* _WHAT IS NEEDED_:
Repeat the material below word for word and leave out all pictures.

* _PROVIDED MATERIAL_:
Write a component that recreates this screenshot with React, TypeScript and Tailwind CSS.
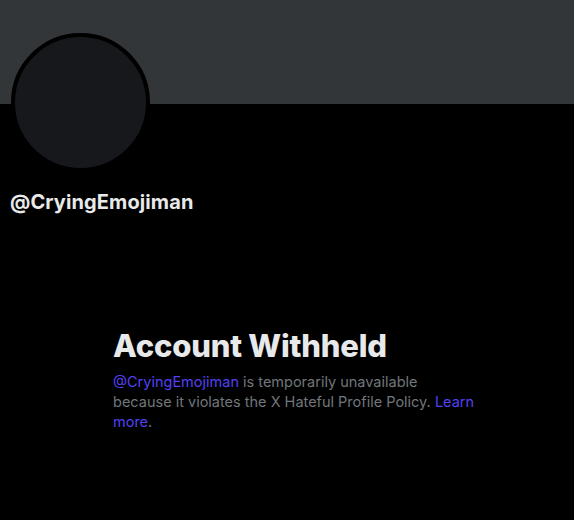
export default function App() {
  return (
    <div className="min-h-[520px] bg-black font-['Inter',sans-serif] text-[#e7e9ea]">
      {/* header banner */}
      <div className="h-[104px] bg-[#333639]" />

      {/* avatar + handle */}
      <div className="px-[11px]">
        <div className="-mt-[71px] h-[139px] w-[139px] rounded-full border-4 border-black bg-[#16181c]" />
        <div className="-ml-px mt-[18px] text-[20px] font-bold leading-6 tracking-[0.1px]">
          @CryingEmojiman
        </div>
      </div>

      {/* withheld notice */}
      <div className="ml-[113px] mt-[114px] w-[362px]">
        <h2 className="text-[31px] font-extrabold leading-9 tracking-[-0.2px]">
          Account Withheld
        </h2>
        <p className="mt-[8px] text-[14.5px] leading-5 text-[#71767b]">
          <span className="text-[#5341f5]">@CryingEmojiman</span> is temporarily unavailable
          because it violates the X Hateful Profile Policy.{' '}
          <span className="text-[#5341f5]">Learn more</span>.
        </p>
      </div>
    </div>
  );
}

* _THE RESULT_:
Write a component that recreates this screenshot with React, TypeScript and Tailwind CSS.
export default function App() {
  return (
    <div className="min-h-[520px] bg-black font-['Inter',sans-serif] text-[#e7e9ea]">
      {/* header banner */}
      <div className="h-[104px] bg-[#333639]" />

      {/* avatar + handle */}
      <div className="px-[11px]">
        <div className="-mt-[71px] h-[139px] w-[139px] rounded-full border-4 border-black bg-[#16181c]" />
        <div className="-ml-px mt-[18px] text-[20px] font-bold leading-6 tracking-[0.1px]">
          @CryingEmojiman
        </div>
      </div>

      {/* withheld notice */}
      <div className="ml-[113px] mt-[114px] w-[362px]">
        <h2 className="text-[31px] font-extrabold leading-9 tracking-[-0.2px]">
          Account Withheld
        </h2>
        <p className="mt-[8px] text-[14.5px] leading-5 text-[#71767b]">
          <span className="text-[#5341f5]">@CryingEmojiman</span> is temporarily unavailable
          because it violates the X Hateful Profile Policy.{' '}
          <span className="text-[#5341f5]">Learn more</span>.
        </p>
      </div>
    </div>
  );
}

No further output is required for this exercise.